Once a Congress stronghold, Fatehpur has been voting for different parties since V P Singh won on a Janata Dal ticket in 1989, including the BSP, the Samajwadi Party, and the BJP. Apart from Niranjan Jyoti and Verma, former Fatehpur MP and SP-turned-Congress leader Rakesh Sachan is in the race.
Hovering over it all is Modi.
Nafiz Shah, a father of five who worked in Mumbai for over 20 years ago before returning home a few years ago, says they have no reason here to hold a grudge against the PM. “Modi can say what he wants, but here all my neighbours are Hindu. There has never been any violence against us. When I vote, I will ask the government why I still continue to be a daily wager. Why didn’t I get a cylinder under the Ujjwala scheme? Why didn’t I get money to build a toilet? I have worked hard to educate all my children. My daughter has a BSc degree. The government must ensure that they don’t lead the lives we have.”
Shah’s wife Haseena Begum, 45, asserts, “I just want the drain outside my house closed. I will vote for whoever does that.”
Sitting on a cot near Renu Gupta’s shed, Rampal, 72, a Patel Kurmi farmer, says while both the BSP and Congress candidates are from his community, he won’t vote for either. “In Malaka, caste doesn’t matter. Modi is working for the country, maybe he will work for us too,” he says.
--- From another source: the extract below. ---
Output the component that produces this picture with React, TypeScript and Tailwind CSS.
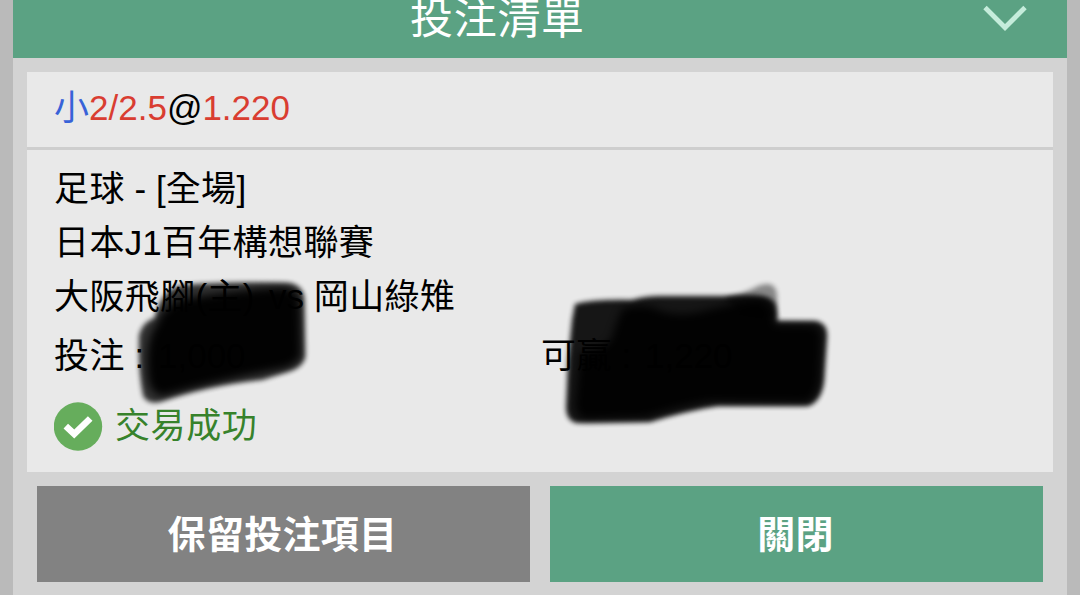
import type { ReactNode } from "react";

function Cjk({ children }: { children: ReactNode }) {
  return <span className="tracking-[0.4px]">{children}</span>;
}

function Header() {
  return (
    <header className="flex h-[58px] shrink-0 items-end justify-between bg-[#5ba283] pl-[397px] pr-[40px]">
      <h1 className="mb-[9px] text-[43px] leading-[60px] tracking-[0.7px] text-white whitespace-nowrap">
        投注清單
      </h1>
      <button aria-label="收合" className="mb-[26px]">
        <svg width="44" height="27" viewBox="0 0 44 27" fill="none">
          <path d="M2 2.5L22 22.5L42 2.5" stroke="#c5ecdb" strokeWidth="4.8" />
        </svg>
      </button>
    </header>
  );
}

// Trazos negros de rotulador sobre los importes
function Scribbles() {
  return (
    <svg
      className="pointer-events-none absolute left-0 top-0"
      width="1080"
      height="595"
      viewBox="0 0 1080 595"
    >
      <defs>
        <filter id="soft" x="-10%" y="-20%" width="120%" height="140%">
          <feGaussianBlur stdDeviation="2.4" />
        </filter>
        <filter id="softer" x="-10%" y="-20%" width="120%" height="140%">
          <feGaussianBlur stdDeviation="4.5" />
        </filter>
      </defs>
      <g fill="#000">
        <path
          filter="url(#soft)"
          opacity="0.78"
          d="M155 318Q160 290 182 285Q232 281 290 283Q303 286 304 298L305 358Q301 368 290 371L262 380Q205 385 160 402Q148 405 143 396Q138 370 139 335Q143 321 155 318Z"
        />
        <path
          filter="url(#softer)"
          opacity="0.95"
          d="M157 324Q162 307 182 299Q230 290 284 287Q299 290 300 302L301 356Q297 364 285 368Q225 379 163 396Q150 394 148 378Q144 340 157 324Z"
        />
        <path
          filter="url(#soft)"
          opacity="0.9"
          d="M575 304Q595 299 632 300Q645 296 660 296L726 296Q748 294 762 296Q775 298 776 308L777 321L816 321Q828 324 827 336L824 380Q822 401 808 406L718 406Q690 410 650 422L576 423Q566 420 566 408L568 360L572 320Z"
        />
        <path
          filter="url(#soft)"
          opacity="0.42"
          d="M724 298Q746 293 758 286Q776 279 777 296L777 318L740 312Z"
        />
        <path
          filter="url(#softer)"
          opacity="0.9"
          d="M622 309Q640 303 654 308Q674 318 700 312Q737 302 760 300Q774 307 774 325L814 326Q822 329 821 341L819 382Q815 401 804 402L710 401Q680 406 646 417L584 419Q573 415 576 398L580 352Q612 350 614 330Z"
        />
      </g>
    </svg>
  );
}

function BetCard() {
  return (
    <section className="mx-[14px] mt-[14px] h-[400px] shrink-0 bg-[#e9e9e9] text-[35px] text-black whitespace-nowrap">
      <div className="h-[78px] border-b-[3px] border-[#cecece] pl-[27px] pt-[9px] leading-[54px]">
        <span className="text-[#3862d8]">小</span>
        <span className="text-[#d93d31]">2/2.5</span>@
        <span className="text-[#d93d31]">1.220</span>
      </div>
      <div className="pl-[27px] pt-[12px] leading-[54px]">
        <p>
          <Cjk>足球</Cjk> - [<Cjk>全場</Cjk>]
        </p>
        <p>
          <Cjk>日本</Cjk>J1<Cjk>百年構想聯賽</Cjk>
        </p>
        <p>
          <Cjk>大阪飛腳</Cjk>(<Cjk>主</Cjk>)
          <span className="ml-[5px]"> vs </span>
          <Cjk>岡山綠雉</Cjk>
        </p>
        <div className="mt-[5px] flex">
          <p className="w-[487px]">
            <Cjk>投注</Cjk> : <span className="ml-[4px]">1,000</span>
          </p>
          <p>
            <Cjk>可贏</Cjk> : <span className="ml-[4px]">1,220</span>
          </p>
        </div>
        <div className="mt-[16px] flex items-center gap-[12px]">
          <svg width="49" height="49" viewBox="0 0 49 49" fill="none">
            <circle cx="24" cy="24.5" r="24.2" fill="#66ad5c" />
            <path d="M11.8 24.2L20.2 32L36.2 16.5" stroke="#fff" strokeWidth="6.6" />
          </svg>
          <span className="tracking-[0.6px] text-[#37822b]">交易成功</span>
        </div>
      </div>
    </section>
  );
}

export default function App() {
  return (
    <div className="relative h-[595px] w-[1080px] overflow-hidden bg-[#bababa] px-[13px] font-['Liberation_Sans','Noto_Sans_CJK_TC',sans-serif]">
      <main className="flex h-full flex-col bg-[#d3d3d3]">
        <Header />
        <BetCard />
        <div className="mx-6 mt-[14px] grid h-[96px] shrink-0 grid-cols-2 gap-5 text-[38px] font-bold tracking-[0.3px] text-white">
          <button className="bg-[#828282] pt-0.5 pr-0.5">保留投注項目</button>
          <button className="bg-[#5ba283] pt-0.5 pr-0.5">關閉</button>
        </div>
      </main>
      <Scribbles />
    </div>
  );
}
Vishwakarma believes “at least 70 per cent” of the village will “vote for Modi again”.
But Rampal’s son Narendra Kumar, 45, who sells ice from a cart in Hyderabad and is visiting home for the elections, raises one issue over where there is simmering anger. Kumar says he had to migrate after his crop was destroyed by stray animals. “We Hindus are making a fuss over cow slaughter, now see….”
Some of the younger farmers complain about the meagre Rs 6,000 promised under the Pradhan Mantri Kisan Samman Nidhi. “We haven’t even got the first installment of Rs 2,000,” says Suresh Chandra Pal, 32.
Gathered in the evening at the chaupal, older farmers reminisce about the days V P Singh would conduct door-to-door campaigns. “Our constituency’s MP was the prime minister. Now, no one remembers us,” says farmer Ram Manohar Pandit, 85.
Therefore Mishra, who sees in the musical chairs of parties in Fatehpur the seat’s unfulfilled desire for change, says the Mahagathbandhan could win. “Maybe they will bring real vikas.”
On April 30 evening, a buzz goes around Malaka. In the first stirrings of an election, people talk of a rally being held by BSP chief Mayawati the next day at a venue on the Lucknow-Fatehpur highway, 10 km away.
“Everyone from the Dalit samaj is going, some of us will go too. Mayawati is not alone this time, the SP is there too,” says Mishra.
May 1 morning, Lal Singh Paswan, 40, a panchayat member, goes door-to door urging people to get into a bus arranged by the BSP. Many men are holding flags with Mayawati and SP leader Akhilesh Yadav’s faces. Some women, dressed in their brightest saris, have worn the Mahagathbandhan caps over pallus. Says 50-year-old Mewalal Gautam, “Hum Modi ko harane ke liye ja rahe hain (We are going to defeat Modi).”
However, where the plan earlier was to send six buses full of villagers to the rally, in the end, only one vehicle goes, with most declining saying they must work.
Sreemati, 35, who says she has attended ‘Behen’ Mayawati’s rallies in Lucknow earlier, admits that for her, the event is an excuse to get out of home. “We are always cleaning, cooking or filling water,” says the mother of three.
Outside the rally venue, carts have lined up selling sugarcane juice, fried snacks and clothes such as dupattas, pyjamas and shirts. The women and children from Malaka settle down after buying drinks. Local leaders try to keep up interest till Mayawati arrives, but it’s difficult against the heat.
The BSP chief arrives three hours later amidst commotion, as the crowd rises like one, including Sreemati and her children, to catch a glimpse of her chopper. Her arrival on stage is greeted with enthusiastic claps. However, as Mayawati begins talking, about “Modi’s false promises”, “the money given to Adani-Ambani”, and the “Rafale scam”, most struggle to keep pace.
As the speech ends, local leaders have to signal to them to clap.
Two hours later, Sreemati and the others from Malaka stream out, to the stalls outside. As they eat, the children urge their parents to buy toys, but don’t get any. Their day out ends with barf golas (ice candies).
As they get into the bus to return home, a BSP worker reminds them, “Voting is on May 6.” The group nods, and departs.